Training
The most compute-intensive part of the ML development life cycle is the training process. Training an ML algorithm can take seconds in the simplest case or days when the input dataset is enormous and the algorithm requires many iterations to converge. The latter case is usually observed with deep learning techniques. For example, DeepMinds AlphaGo Zero algorithm took forty days to fully master the game of Go, even though it was proficient after only three[22]. Many algorithms that operate on smaller datasets and problems other than image or sound recognition will not require such a large amount of time or computational resource.
While the algorithm is training, particularly if the training phase will take a long time, it is useful to have some real-time measures of how well the training is going, so that it can be interrupted, re-configured, and restarted without waiting for the training to complete. These metrics are typically classified as loss metrics, where loss refers to the notional error that the algorithm makes either on the training or validation subsets.

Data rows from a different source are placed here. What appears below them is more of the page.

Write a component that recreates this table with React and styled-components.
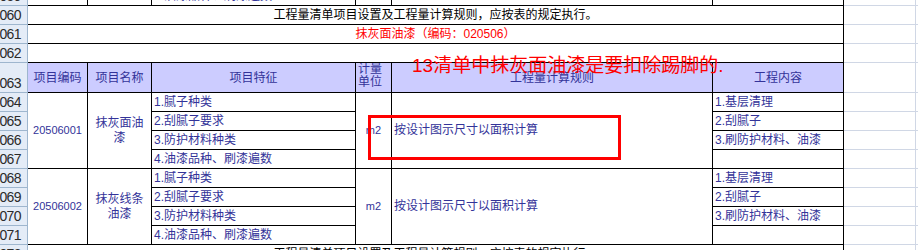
import React from "react";
import styled, { createGlobalStyle, css } from "styled-components";

const GlobalStyle = createGlobalStyle`
  html, body {
    margin: 0;
    padding: 0;
    background: #ffffff;
    overflow: hidden;
  }
  body {
    font-family: "Liberation Sans", "Noto Sans CJK SC", sans-serif;
    font-size: 12px;
  }
`;

const Page = styled.div`
  position: relative;
  width: 918px;
  height: 250px;
  overflow: hidden;
`;

const Sheet = styled.div`
  display: grid;
  grid-template-columns: 28px 60px 64px 204px 36px 321px 131px 72px 1fr;
  grid-template-rows: 19px 19px 19px 19px 30px repeat(10, 19px);
  margin-top: -13px;
`;

const place = css`
  grid-column: ${(p) => p.$col} / span ${(p) => p.$cspan || 1};
  grid-row: ${(p) => p.$row} / span ${(p) => p.$rspan || 1};
`;

const RowHead = styled.div`
  ${place};
  grid-column: 1;
  box-sizing: border-box;
  background: #e4ecf7;
  border-right: 1px solid #9eb6ce;
  border-bottom: 1px solid #9eb6ce;
  display: flex;
  align-items: flex-end;
  justify-content: flex-end;
  padding: 0 6px 1px 0;
  overflow: hidden;
  white-space: nowrap;
  font-size: 14px;
  letter-spacing: -0.6px;
  line-height: 15px;
  color: #2b2b2b;
`;

const Cell = styled.div`
  ${place};
  box-sizing: border-box;
  border-right: 1px solid #000;
  border-bottom: 1px solid #000;
  display: flex;
  align-items: ${(p) => (p.$top ? "flex-start" : "center")};
  justify-content: ${(p) => (p.$left ? "flex-start" : "center")};
  text-align: ${(p) => (p.$left ? "left" : "center")};
  padding: ${(p) => (p.$left || p.$head ? "0 2px" : "0 6px")};
  padding-top: ${(p) => (p.$head && !p.$top ? "2px" : "0")};
  color: ${(p) => p.$color || "#333399"};
  background: ${(p) => (p.$head ? "#ccccff" : "transparent")};
  line-height: 15px;
  white-space: ${(p) => (p.$left || p.$head ? "nowrap" : "normal")};
  overflow: hidden;
`;

const Code = styled.span`
  font-size: 11px;
`;

const Unit = styled.span`
  line-height: 13px;
`;

const Grid = styled.div`
  ${place};
  box-sizing: border-box;
  border-bottom: 1px solid #d0d7e5;
  border-right: ${(p) => (p.$last ? "none" : "1px solid #d0d7e5")};
`;

const Note = styled.div`
  position: absolute;
  left: 412px;
  top: 55px;
  font-family: "Liberation Sans", "Noto Sans CJK SC", sans-serif;
  font-size: 19px;
  line-height: 22px;
  color: #ff0000;
  white-space: nowrap;
`;

const Marker = styled.div`
  position: absolute;
  left: 368px;
  top: 115px;
  width: 253px;
  height: 45px;
  box-sizing: border-box;
  border: 3px solid #ff0000;
`;

const features = ["1.腻子种类", "2.刮腻子要求", "3.防护材料种类", "4.油漆品种、刷漆遍数"];
const works = ["1.基层清理", "2.刮腻子", "3.刷防护材料、油漆", ""];

const items = [
  { code: "20506001", name: "抹灰面油漆", start: 6 },
  { code: "20506002", name: "抹灰线条油漆", start: 10 },
];

const rowNumbers = [
  "1059", "1060", "1061", "1062", "1063", "1064", "1065", "1066",
  "1067", "1068", "1069", "1070", "1071", "1072", "1073",
];

function Item({ code, name, start }) {
  return (
    <>
      <Cell $col={2} $row={start} $rspan={4}>
        <Code>{code}</Code>
      </Cell>
      <Cell $col={3} $row={start} $rspan={4}>
        {name}
      </Cell>
      {features.map((f, i) => (
        <Cell key={f} $col={4} $row={start + i} $left>
          {f}
        </Cell>
      ))}
      <Cell $col={5} $row={start} $rspan={4}>
        <Code>m2</Code>
      </Cell>
      <Cell $col={6} $row={start} $rspan={4} $left>
        按设计图示尺寸以面积计算
      </Cell>
      {works.map((w, i) => (
        <Cell key={i} $col={7} $row={start + i} $left>
          {w}
        </Cell>
      ))}
    </>
  );
}

export default function App() {
  return (
    <Page>
      <GlobalStyle />
      <Sheet>
        {rowNumbers.map((n, i) => (
          <React.Fragment key={n}>
            <RowHead $row={i + 1}>{n}</RowHead>
            <Grid $col={8} $row={i + 1} />
            <Grid $col={9} $row={i + 1} $last />
          </React.Fragment>
        ))}

        <Cell $col={2} $row={1} />
        <Cell $col={3} $row={1} />
        <Cell $col={4} $row={1} $left>
          4.油漆品种、刷漆遍数
        </Cell>
        <Cell $col={5} $row={1} />
        <Cell $col={6} $row={1} />
        <Cell $col={7} $row={1} />

        <Cell $col={2} $row={2} $cspan={6} $color="#000">
          工程量清单项目设置及工程量计算规则，应按表的规定执行。
        </Cell>
        <Cell $col={2} $row={3} $cspan={6} $color="#ff0000">
          抹灰面油漆（编码：020506）
        </Cell>
        <Cell $col={2} $row={4} $cspan={6} />

        <Cell $col={2} $row={5} $head>项目编码</Cell>
        <Cell $col={3} $row={5} $head>项目名称</Cell>
        <Cell $col={4} $row={5} $head>项目特征</Cell>
        <Cell $col={5} $row={5} $head $left $top>
          <Unit>
            计量
            <br />
            单位
          </Unit>
        </Cell>
        <Cell $col={6} $row={5} $head>工程量计算规则</Cell>
        <Cell $col={7} $row={5} $head>工程内容</Cell>

        {items.map((it) => (
          <Item key={it.code} {...it} />
        ))}

        <Cell $col={2} $row={14} $cspan={6} $color="#000">
          工程量清单项目设置及工程量计算规则，应按表的规定执行。
        </Cell>
        <Cell $col={2} $row={15} $cspan={6} />
      </Sheet>

      <Note>13清单中抹灰面油漆是要扣除踢脚的.</Note>
      <Marker />
    </Page>
  );
}
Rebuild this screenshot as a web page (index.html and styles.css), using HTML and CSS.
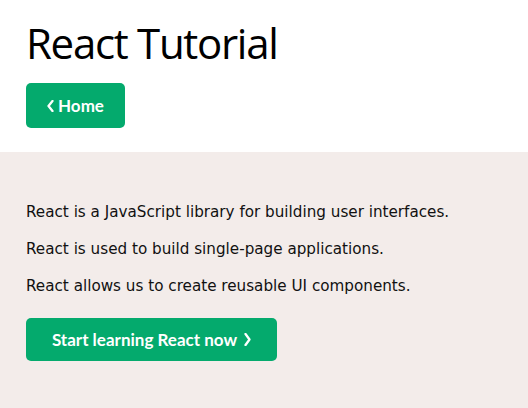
FILE: index.html
```html
<!DOCTYPE html>
<html>
<head>
<meta charset="utf-8">
<link rel="stylesheet" href="styles.css">
</head>
<body>
<header class="top">
  <h1 class="title">React Tutorial</h1>
  <a class="btn btn-home" href="#"><svg class="chev" width="7" height="12" viewBox="0 0 7 12"><path d="M5.5 1 L1.5 6 L5.5 11" fill="none" stroke="#fff" stroke-width="2.3" stroke-linecap="round" stroke-linejoin="round"/></svg>Home</a>
</header>
<section class="intro">
  <p>React is a JavaScript library for building user interfaces.</p>
  <p>React is used to build single-page applications.</p>
  <p>React allows us to create reusable UI components.</p>
  <a class="btn btn-start" href="#">Start learning React now<svg class="chev chev-r" width="7" height="13" viewBox="0 0 7 13"><path d="M1.5 1 L5.5 6.5 L1.5 12" fill="none" stroke="#fff" stroke-width="2.3" stroke-linecap="round" stroke-linejoin="round"/></svg></a>
</section>
</body>
</html>
```
FILE: styles.css
```css
html, body {
  margin: 0;
  padding: 0;
  background: #ffffff;
}
body {
  font-family: "DejaVu Sans", Verdana, sans-serif;
  color: #000;
}
.top {
  padding: 14px 26px 24px;
  display: flex;
  flex-direction: column;
  align-items: flex-start;
}
.title {
  font-family: "Open Sans", sans-serif;
  font-weight: 400;
  font-size: 42px;
  line-height: 58px;
  margin: 0 0 11px;
  letter-spacing: -1.3px;
}
.btn {
  display: inline-flex;
  align-items: center;
  background: #04aa6d;
  color: #fff;
  text-decoration: none;
  font-family: "Lato", sans-serif;
  font-weight: 700;
  font-size: 17px;
  border-radius: 5px;
  box-sizing: border-box;
}
.btn-home {
  width: 99px;
  height: 45px;
  justify-content: center;
  gap: 4px;
}
.intro {
  background: #f3ecea;
  padding: 49px 26px 60px;
  display: flex;
  flex-direction: column;
  align-items: flex-start;
}
.intro p {
  margin: 0 0 15px;
  font-size: 15.2px;
  line-height: 22px;
  color: #111;
}
.btn-start {
  margin-top: 6px;
  width: 251px;
  height: 43px;
  justify-content: center;
  gap: 7px;
}
```
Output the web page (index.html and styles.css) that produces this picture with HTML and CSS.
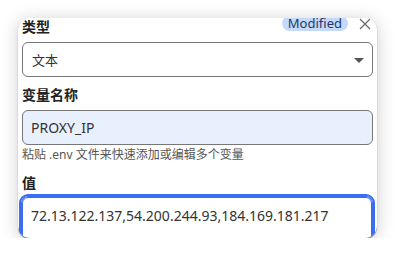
FILE: index.html
```html
<!DOCTYPE html>
<html lang="zh">
<head>
<meta charset="utf-8">
<link rel="stylesheet" href="styles.css">
</head>
<body>
<div class="card">
  <div class="content">
    <div class="head-row">
      <div class="label first">类型</div>
      <div class="head-actions">
        <span class="badge">Modified</span>
        <svg class="close" width="12" height="12" viewBox="0 0 12 12"><path d="M1 1L11 11M11 1L1 11" stroke="#6b6b6b" stroke-width="1.3" fill="none"/></svg>
      </div>
    </div>
    <div class="select">
      <span>文本</span>
      <svg class="caret" width="10" height="5" viewBox="0 0 10 5"><path d="M0 0H10L5 5Z" fill="#555"/></svg>
    </div>
    <div class="label">变量名称</div>
    <div class="input filled">PROXY_IP</div>
    <div class="hint">粘贴 .env 文件来快速添加或编辑多个变量</div>
    <div class="label value-label">值</div>
    <div class="input focused">72.13.122.137,54.200.244.93,184.169.181.217</div>
  </div>
</div>
</body>
</html>
```

FILE: styles.css
```css
html, body {
  margin: 0;
  padding: 0;
  background: #ffffff;
}
body {
  font-family: "Noto Sans", "Noto Sans CJK SC", sans-serif;
  color: #222;
}
.card {
  margin: 18px 0 0 18px;
  width: 359px;
  height: 220px;
  background: #fff;
  border-radius: 12px;
  overflow: hidden;
  box-shadow: 0 1px 1px rgba(0,0,0,0.55), 0 2px 18px rgba(0,0,0,0.2);
}
.content {
  margin-top: -4px;
  padding: 0 4px;
  display: flex;
  flex-direction: column;
}
.head-row {
  display: flex;
  justify-content: space-between;
  align-items: flex-start;
}
.head-actions {
  display: flex;
  align-items: center;
  gap: 11px;
  padding-right: 2px;
  margin-top: 2px;
}
.badge {
  height: 15px;
  line-height: 14px;
  padding: 0 6px;
  border-radius: 8px;
  background: #c4d9fc;
  color: #1e3766;
  font-size: 13px;
}
.close {
  display: block;
}
.label {
  font-size: 14px;
  font-weight: 700;
  line-height: 20px;
  margin-top: 8px;
  color: #222;
}
.label.first {
  margin-top: 3px;
}
.select {
  margin-top: 5px;
  height: 35px;
  box-sizing: border-box;
  border: 1px solid #777;
  border-radius: 6px;
  display: flex;
  align-items: center;
  justify-content: space-between;
  padding: 0 8px 0 9px;
  font-size: 13px;
  color: #333;
}
.caret {
  display: block;
  margin-top: 1px;
}
.input {
  margin-top: 5px;
  height: 35px;
  box-sizing: border-box;
  border: 1px solid #777;
  border-radius: 6px;
  display: flex;
  align-items: center;
  padding: 0 8px;
  font-size: 14px;
  color: #333;
}
.input.filled {
  background: #e8f0fe;
}
.hint {
  margin-top: 2px;
  font-size: 12px;
  line-height: 16px;
  color: #555;
}
.value-label {
  margin-top: 10px;
}
.input.focused {
  margin-top: 4px;
  height: 50px;
  align-items: flex-start;
  padding-top: 8px;
  border-color: #3c6df0;
  box-shadow: 0 0 0 1px #3c6df0;
  outline: 2px solid #3c6df0;
  outline-offset: 1px;
  margin-right: 1px;
}
```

Some of the most common loss metrics in prediction problems are as follows:
- Mean square error (MSE) measures the sum of the squared distance between the output variable and the predicted values.
- Mean absolute error (MAE) measures the sum of the absolute distance between the output variable and the predicted values.
- Huber loss is a combination of the MSE and MAE that is more robust to outliers while remaining a good estimator of both the mean and median loss.
Some of the most common loss metrics in classification problems are as follows:
- Logarithmic loss measures the accuracy of the classifier by placing a penalty on false classifications. It is closely related to cross-entropy loss.
- Focal loss is a newer loss func aimed at preventing false negatives when the input dataset is sparse[23].